Confesso que eram as melhores minhas expectativas para HEART OF A DOG, filme da artista Laurie Anderson, uma espécie de filme-ensaio em primeira pessoa, em torno de temas morais, em especial como lidar com as perdas. Acontece que as boas intenções serviram para que Anderson fizesse um "filme de boas intenções". Quase (mal comparando) como um ELENA, Anderson carrega seu filme nas texturas sensoriais para tentar comover o espectador mas seu suposto refinamento acaba soando como um manual de auto-ajuda para os leitores da revista Vogue, ou ainda, para os espectadores da GNT. Imagens saturadas, fusões, correções de cor, animações, efeitos visuais que buscam dar um look de película ao vídeo, etc, camuflam a falta de rigor na composição das imagens e relação com os sons. O texto, excessivamente didático, transformando mantras tibetanos e budistas em filosofia de almanaque, com uma entonação excessivamente marcada nas pausas e nos meandros sentimentalistas, é acompanhado por uma trilha sonora (música) ilustrativa e reiterativa. Enfim, soluções muito óbvias, que afastam o filme de qualquer possibilidade de busca por uma poesia verdadeira, que enfrente a dor de forma crua e honesta, mas que enfeitam o filme de penduricalhos altamente bregas e redundantes. HEART OF A DOG tem tudo o que de pior o cinema em primeira pessoa pode trazer.

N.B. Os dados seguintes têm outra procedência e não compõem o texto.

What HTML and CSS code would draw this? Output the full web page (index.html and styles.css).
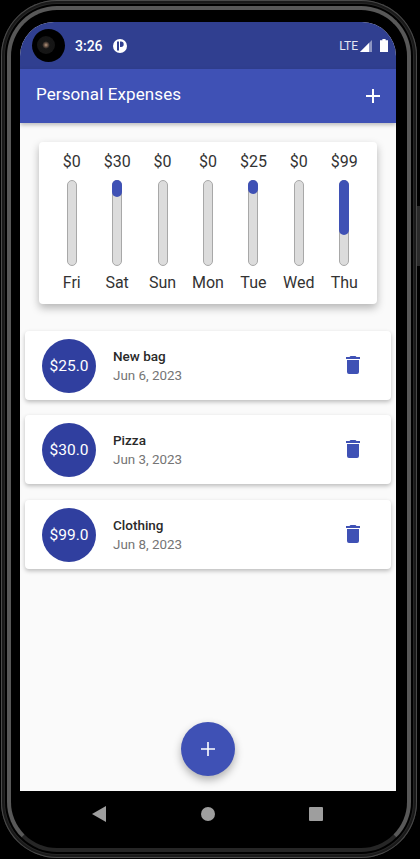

Depois da sessão, resolvi relaxar um pouco revendo REBECCA, de Alfred Hitchcock. Nossa, que filme! Quanta diferença! Talvez esse seja o primeiro filme que Hitch se afirma como um grande autor. Os maiores autores do cinema clássico entenderam que sua base popular está com o diálogo com o folhetim. É nessa linhagem de um Charles Dickens que o cinema clássico prossegue, como bem entenderam grandes cineastas como Eisenstein e Godard, apesar de terem seguido um caminho muito diferente. REBECCA é magistral em como o diretor conseguiu imprimir um tom muito singular à narrativa, em como a casa se torna protagonista do filme, de modo que sua arquitetura ganha enorme relevo, destacada por uma extraordinária fotografia em profundidade de campo. Aqui, Hitch utiliza todas as suas influências do aprendizado na fase inglesa, em como usar o suspense e o diálogo com o expressionismo, mas aqui consegue maior leveza, ambiguidade, humor e agilidade. Fiquei extrapolando duas coisas. Uma é como é um filme do entreguerras, com todas as marcas sombrias do fracasso de uma aristocracia europeia na véspera da II Guerra. Segundo, que é um filme sobre Hollywood, em sua busca pela perfeição e pelas aparências quando tudo está podre por dentro. O filme tem um crescendo dramático que explode no final, com o fogo. Belíssima e marcante sequência é quando Joan Fontaine finalmente vai visitar o quarto da Rebecca.